A propósito del estreno de esta obra en 1904 cuenta Stanislasvski:
“Hasta hoy en día persiste la opinión de que Chejov es el poeta de lo cotidiano, el cantor de los hombrecillos grises e incoloros; que sus piezas constituyen una página desolada de la vida rusa, que es un testimonio de la molicie espiritual del país. La insatisfacción que paraliza todas las iniciativas, la desesperación que mata las energías, y que representa las condiciones necesarias para que en las mismas florezca la típica angustia eslava, son en general los motivos de sus obras escénicas.
EL CHEJOV REAL
Pero ¿Por qué esta característica de Chejov está en tan abierta pugna con mis recuerdos? Yo lo vi con mucha mayor frecuencia alegre, animado, y risueño que sombrío, no obstante que yo lo solía tratar en las peores épocas del mal que lo aquejaba. Allí donde se hallaba Chejov, aún enfermo, con frecuencia reinaba la broma, el chiste, la risa, y hasta las travesuras. ¿Quién sabía hacer reír mejor que él o decir tonterías con la cara seria? ¿Quién odiaba más que él la ignorancia, la incultura, la grosería, el tedio, los chismes, la villanía y el eterno “tomar té” sin hacer nada?
LA ÉPOCA
En sus piezas, en medio de la completa desesperación que reinaba en Rusia en 1880 y en 1890, con bastante frecuencia se encendían en ellas ideas luminosas, augurios estimulantes respecto a la vida dentro de doscientos, trescientos y hasta mil años, en nombre de los cuales debíamos sufrir entonces.
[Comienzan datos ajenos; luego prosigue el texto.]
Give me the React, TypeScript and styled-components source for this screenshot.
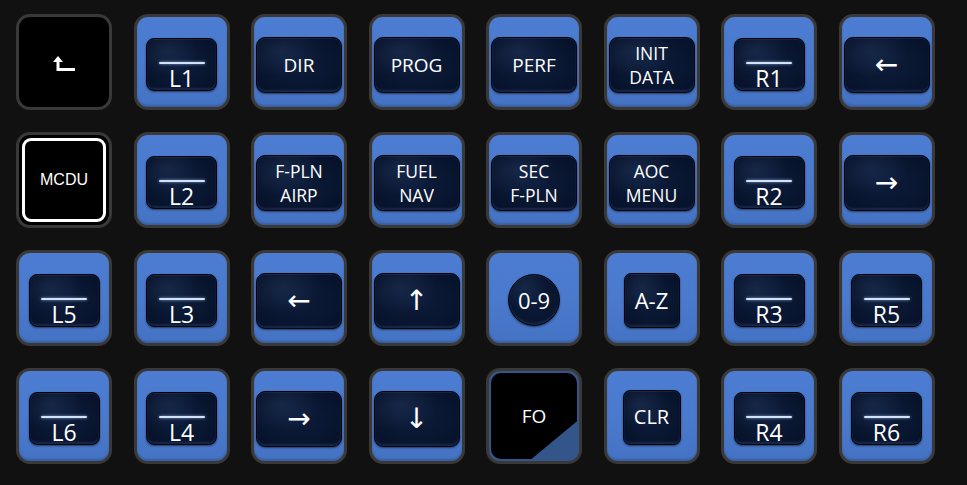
import React from "react";
import styled, { createGlobalStyle, css } from "styled-components";

const Global = createGlobalStyle`
  html, body { margin: 0; padding: 0; background: #111111; }
  body { width: 967px; height: 485px; overflow: hidden; font-family: "Open Sans", "Noto Sans", sans-serif; }
`;

const Deck = styled.div`
  display: grid;
  grid-template-columns: repeat(8, 96px);
  grid-auto-rows: 96px;
  column-gap: 21.5px;
  row-gap: 22px;
  padding: 14px 0 0 16px;
`;

type Variant = "blue" | "black" | "fo";

const Key = styled.div<{ $variant: Variant }>`
  box-sizing: border-box;
  width: 96px;
  height: 96px;
  border: 3px solid #3a3937;
  border-radius: 14px;
  display: flex;
  align-items: center;
  justify-content: center;
  position: relative;
  overflow: hidden;
  ${(p) =>
    p.$variant === "blue" &&
    css`
      background: linear-gradient(180deg, #4c7dd2 0%, #4a79cc 60%, #4473c4 100%);
      box-shadow: inset 0 -2px 2px rgba(0, 0, 0, 0.18);
    `}
  ${(p) =>
    p.$variant === "black" &&
    css`
      background: #000;
    `}
  ${(p) =>
    p.$variant === "fo" &&
    css`
      background: #34558a;
    `}
`;

type CapShape = "wide" | "small" | "square" | "clr" | "round";

const capSize: Record<CapShape, { w: number; h: number; r: string; mt: number; fs: number }> = {
  wide: { w: 86, h: 56, r: "9px", mt: 5, fs: 19 },
  small: { w: 71, h: 53, r: "8px", mt: 4, fs: 19 },
  square: { w: 56, h: 55, r: "7px", mt: 4, fs: 22 },
  clr: { w: 58, h: 55, r: "7px", mt: 2, fs: 20 },
  round: { w: 52, h: 52, r: "50%", mt: 4, fs: 22 },
};

const Cap = styled.div<{ $shape: CapShape }>`
  box-sizing: border-box;
  width: ${(p) => capSize[p.$shape].w}px;
  height: ${(p) => capSize[p.$shape].h}px;
  margin-top: ${(p) => capSize[p.$shape].mt}px;
  border-radius: ${(p) => capSize[p.$shape].r};
  border: 1px solid #01040b;
  background:
    radial-gradient(ellipse at 30% 25%, rgba(80, 110, 160, 0.18) 0%, rgba(80, 110, 160, 0) 45%),
    radial-gradient(ellipse at 50% 50%, #0c1b3a 0%, #091630 60%, #06102a 100%);
  box-shadow:
    inset 0 1px 0 rgba(120, 150, 200, 0.12),
    inset 0 -2px 2px rgba(110, 140, 190, 0.18),
    0 1px 2px rgba(0, 0, 0, 0.5);
  display: flex;
  flex-direction: column;
  align-items: center;
  justify-content: center;
  color: #ffffff;
  font-family: "Open Sans", "Noto Sans", sans-serif;
  font-size: ${(p) => capSize[p.$shape].fs}px;
  line-height: 26px;
  text-align: center;
`;

const CapLine = styled.div<{ $multi: boolean }>`
  ${(p) =>
    p.$multi &&
    css`
      font-size: 17.5px;
      line-height: 24px;
    `}
`;

const LineCap = styled(Cap)`
  justify-content: flex-start;
  padding-top: 23px;
`;

const LineMark = styled.div`
  width: 46px;
  height: 3px;
  border-radius: 2px;
  background: #d2e3f8;
  box-shadow: 0 0 3px rgba(170, 205, 255, 0.8);
`;

const LineLabel = styled.div`
  margin-top: 3px;
  font-size: 23px;
  line-height: 23px;
`;

const ArrowGlyph = styled.span`
  font-family: "DejaVu Sans", sans-serif;
  font-size: 28px;
  line-height: 28px;
`;

const Plain = styled.div<{ $size?: number; $font?: string }>`
  color: #ffffff;
  font-family: ${(p) => p.$font ?? '"Open Sans", "Noto Sans", sans-serif'};
  font-size: ${(p) => p.$size ?? 18}px;
  position: relative;
  z-index: 1;
`;

const McduFrame = styled.div`
  box-sizing: border-box;
  width: 84px;
  height: 84px;
  border: 3px solid #ffffff;
  border-radius: 9px;
  display: flex;
  align-items: center;
  justify-content: center;
`;

const FoPlate = styled.div`
  position: absolute;
  inset: 2px;
  background: #000;
  border-radius: 10px;
  clip-path: polygon(0 0, 100% 0, 100% 56%, 47% 100%, 0 100%);
`;

const BackIcon = () => (
  <svg width="26" height="22" viewBox="0 0 26 22" style={{ marginTop: 2, marginLeft: 2 }}>
    <path d="M6 4 L1 10 L11 10 Z" fill="#fff" />
    <path d="M6 9 V17.5 H23" stroke="#fff" strokeWidth="3" fill="none" />
  </svg>
);

type KeyDef =
  | { kind: "back" }
  | { kind: "mcdu" }
  | { kind: "fo" }
  | { kind: "line"; label: string }
  | { kind: "text"; lines: string[]; shape?: CapShape }
  | { kind: "arrow"; glyph: string };

const keys: KeyDef[] = [
  { kind: "back" },
  { kind: "line", label: "L1" },
  { kind: "text", lines: ["DIR"] },
  { kind: "text", lines: ["PROG"] },
  { kind: "text", lines: ["PERF"] },
  { kind: "text", lines: ["INIT", "DATA"] },
  { kind: "line", label: "R1" },
  { kind: "arrow", glyph: "←" },

  { kind: "mcdu" },
  { kind: "line", label: "L2" },
  { kind: "text", lines: ["F-PLN", "AIRP"] },
  { kind: "text", lines: ["FUEL", "NAV"] },
  { kind: "text", lines: ["SEC", "F-PLN"] },
  { kind: "text", lines: ["AOC", "MENU"] },
  { kind: "line", label: "R2" },
  { kind: "arrow", glyph: "→" },

  { kind: "line", label: "L5" },
  { kind: "line", label: "L3" },
  { kind: "arrow", glyph: "←" },
  { kind: "arrow", glyph: "↑" },
  { kind: "text", lines: ["0-9"], shape: "round" },
  { kind: "text", lines: ["A-Z"], shape: "square" },
  { kind: "line", label: "R3" },
  { kind: "line", label: "R5" },

  { kind: "line", label: "L6" },
  { kind: "line", label: "L4" },
  { kind: "arrow", glyph: "→" },
  { kind: "arrow", glyph: "↓" },
  { kind: "fo" },
  { kind: "text", lines: ["CLR"], shape: "clr" },
  { kind: "line", label: "R4" },
  { kind: "line", label: "R6" },
];

const renderKey = (k: KeyDef, i: number) => {
  switch (k.kind) {
    case "back":
      return (
        <Key key={i} $variant="black">
          <BackIcon />
        </Key>
      );
    case "mcdu":
      return (
        <Key key={i} $variant="black">
          <McduFrame>
            <Plain $size={16} $font='"Liberation Sans", Arial, sans-serif'>MCDU</Plain>
          </McduFrame>
        </Key>
      );
    case "fo":
      return (
        <Key key={i} $variant="fo">
          <FoPlate />
          <Plain $size={19}>FO</Plain>
        </Key>
      );
    case "line":
      return (
        <Key key={i} $variant="blue">
          <LineCap $shape="small">
            <LineMark />
            <LineLabel>{k.label}</LineLabel>
          </LineCap>
        </Key>
      );
    case "arrow":
      return (
        <Key key={i} $variant="blue">
          <Cap $shape="wide">
            <ArrowGlyph>{k.glyph}</ArrowGlyph>
          </Cap>
        </Key>
      );
    case "text":
      return (
        <Key key={i} $variant="blue">
          <Cap $shape={k.shape ?? "wide"}>
            {k.lines.map((l) => (
              <CapLine key={l} $multi={k.lines.length > 1}>
                {l}
              </CapLine>
            ))}
          </Cap>
        </Key>
      );
  }
};

export default function App() {
  return (
    <>
      <Global />
      <Deck>{keys.map(renderKey)}</Deck>
    </>
  );
}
Él fue uno de los primeros que sintió lo inevitable de la Revolución, cuando ésta se hallaba aún en ciernes y la sociedad seguía nadando en abundancia y excesos. Quién, sino él, comenzó a talar el hermoso y floreciente JARDIN DE LOS CEREZOS, en la convicción de que ese tiempo pasado, estaba irremisiblemente condenado a la desaparición?”